A structure is a programming language construct that facilitates the definition of new data types using one or more existing data types. In C++, a structure is essentially the same as a class. When a data type is defined using the keyword struct instead of class, all members are public by default. A C++ struct that is declared sans any member functions or operators is analogous to a C-style structure such as typedef struct { ... } MyStruct;. C++ structure declarations are usually placed in a header (.h) file so they can be easily referenced by multiple C++ files.

The address of a structure member is simply the starting address of the structure in memory plus the member’s offset in bytes. During compilation, most C++ compilers align structure members to their natural boundary, which means that structures frequently contain extra padding bytes. It is not possible to define a structure in a header file and include this file in both C++ and assembly language source code files. However, a simple solution to this dilemma is to use the C++ offsetof macro to determine the offset for each structure member and then use .equ directives in the assembly language file. You will learn how to do this shortly.

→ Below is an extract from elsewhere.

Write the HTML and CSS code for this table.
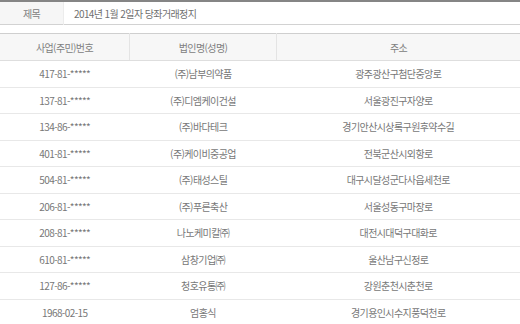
FILE: index.html
```html
<!DOCTYPE html>
<html lang="ko">
<head>
<meta charset="utf-8">
<link rel="stylesheet" href="styles.css">
</head>
<body>
<table class="title-table">
  <tr>
    <th class="title-label">제목</th>
    <td class="title-value">2014년 1월 2일자 당좌거래정지</td>
  </tr>
</table>
<table class="list">
  <thead>
    <tr>
      <th class="c1">사업(주민)번호</th>
      <th class="c2">법인명(성명)</th>
      <th class="c3">주소</th>
    </tr>
  </thead>
  <tbody>
    <tr><td>417-81-*****</td><td>(주)남부의약품</td><td>광주광산구첨단중앙로</td></tr>
    <tr><td>137-81-*****</td><td>(주)디엠케이건설</td><td>서울광진구자양로</td></tr>
    <tr><td>134-86-*****</td><td>(주)바다테크</td><td>경기안산시상록구원후약수길</td></tr>
    <tr><td>401-81-*****</td><td>(주)케이비중공업</td><td>전북군산시외항로</td></tr>
    <tr><td>504-81-*****</td><td>(주)태성스틸</td><td>대구시달성군다사읍세천로</td></tr>
    <tr><td>206-81-*****</td><td>(주)푸른축산</td><td>서울성동구마장로</td></tr>
    <tr><td>208-81-*****</td><td>나노케미칼㈜</td><td>대전시대덕구대화로</td></tr>
    <tr><td>610-81-*****</td><td>삼창기업㈜</td><td>울산남구신정로</td></tr>
    <tr><td>127-86-*****</td><td>청호유통㈜</td><td>강원춘천시춘천로</td></tr>
    <tr class="last"><td>1968-02-15</td><td>엄홍식</td><td>경기용인시수지풍덕천로</td></tr>
  </tbody>
</table>
</body>
</html>
```
FILE: styles.css
```css
html, body {
  margin: 0;
  padding: 0;
  background: #fff;
}
body {
  font-family: "Noto Sans CJK KR", "Noto Sans", sans-serif;
  font-size: 10px;
  color: #777;
  width: 520px;
  overflow: hidden;
}
table {
  border-collapse: collapse;
  width: 520px;
  table-layout: fixed;
}
.title-table {
  border-top: 2px solid #858585;
  border-bottom: 1px solid #d2d2d2;
}
.title-table th,
.title-table td {
  height: 22px;
  padding: 0;
  font-weight: normal;
  letter-spacing: -0.6px;
}
.title-label {
  width: 63px;
  background: #f6f6f6;
  text-align: center;
  color: #808080;
  border-right: 1px solid #ececec;
}
.title-value {
  padding-left: 10px !important;
  text-align: left;
  color: #707070;
}
.list {
  margin-top: 8px;
  border-top: 1px solid #cfcfcf;
}
.list th {
  height: 26px;
  padding: 0;
  background: #f7f7f7;
  font-weight: normal;
  color: #808080;
  border-bottom: 1px solid #dedede;
  border-left: 1px solid #e4e4e4;
  letter-spacing: -0.6px;
}
.list th.c1 { width: 129px; border-left: none; }
.list th.c2 { width: 146px; }
.list td {
  height: 25.5px;
  padding: 0;
  text-align: center;
  border-bottom: 1px solid #e8e8e8;
  letter-spacing: -0.6px;
}
.list tr.last td {
  border-bottom: 1px solid #cfcfcf;
}
```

Following the definition of TestStruct is a function named PrintTestStructOffsets. The function main calls this function, which prints the offset in bytes of each member in TestStruct. These results were then used to define .equ directives in the assembly language file for the members in TestStruct. The remaining code in main initializes an instance of TestStruct, calls CalcTestStructSum and CalcTestStructSum_, and displays results. The functions CalcTestStructSum and CalcTestStructSum_ both sum the members in TestStruct.

You will see other examples of assembly language structure use later in this book.